Read Sarah Pierce’s publication 'Shelter Bread & Freedom’ here.

Marcel Vidal’s monolithic sculpture resembles the form of an empty plinth; a symbol that presents a connection to the removal of imperial monuments in Ireland’s history, and more recent protest movements that challenge commemorative sculpture. Other dominant structures in the cityscape are brought to mind, including artworks in the corporate sector that assert wealth, prestige and power. Such artistic monuments are frequently utilised in unintended ways by the general public, and as a result are further isolated from their original role as artworks through structural revisions by local councils or management companies. Vidal’s ominous sculpture imposes on the public space of TBG+S and highlights the redundancy and vulnerability of oppressive, exclusionary architectural methods.

Eimear Walshe has made a new film, BEEF, that traces the changing nature of land use in Ireland through the material history of cattle.
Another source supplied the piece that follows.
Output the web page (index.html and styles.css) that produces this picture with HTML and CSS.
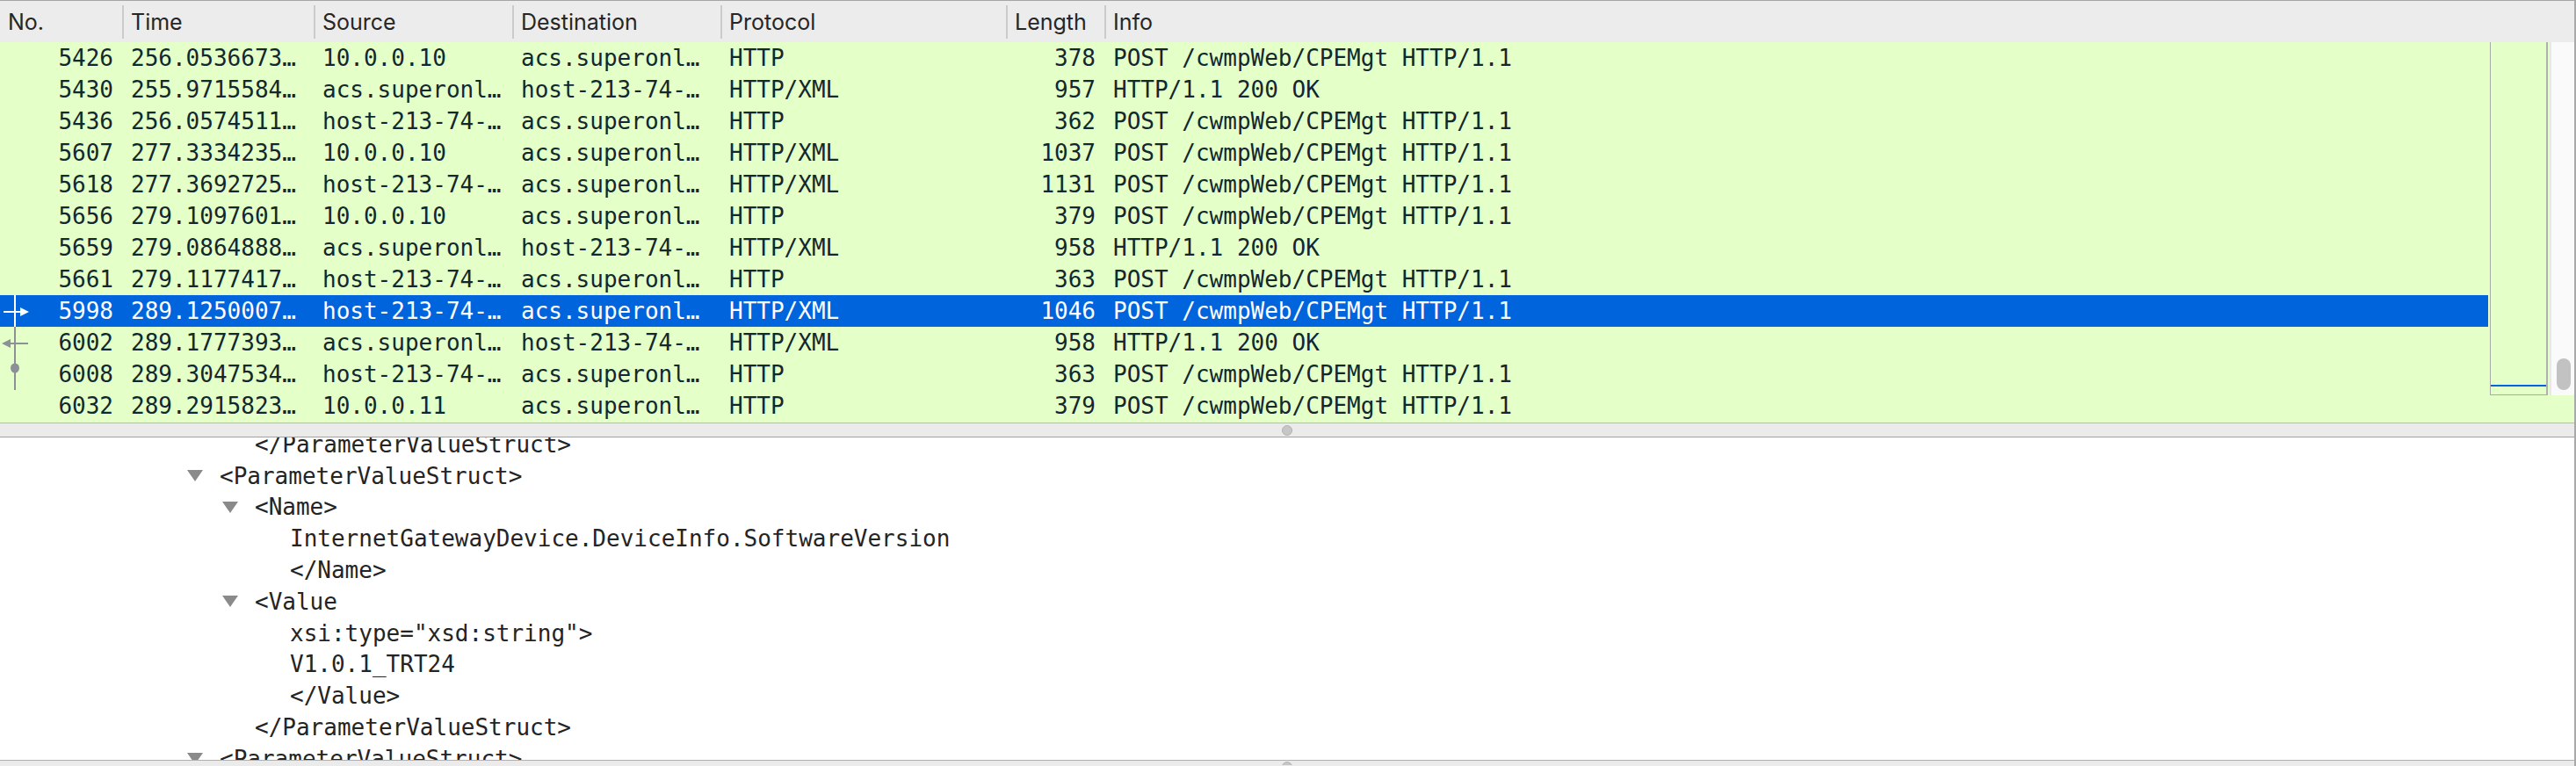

From mythological imaginings to the political tactics of the Ribbon Men and the Land League, Walshe draws on local landscape and geography, ruminating on some specifically Irish approaches to interpersonal and international conflict. While much of the focus is in the countryside, we are reminded that many decisions throughout Irish history relating to access of land and property have been controlled by those unfamiliar with rural tradition; and that the ripples of these historic laws continue to effect the way people live both the country and the city. BEEF will be available to view online and will be premiered by TBG+S during the exhibition.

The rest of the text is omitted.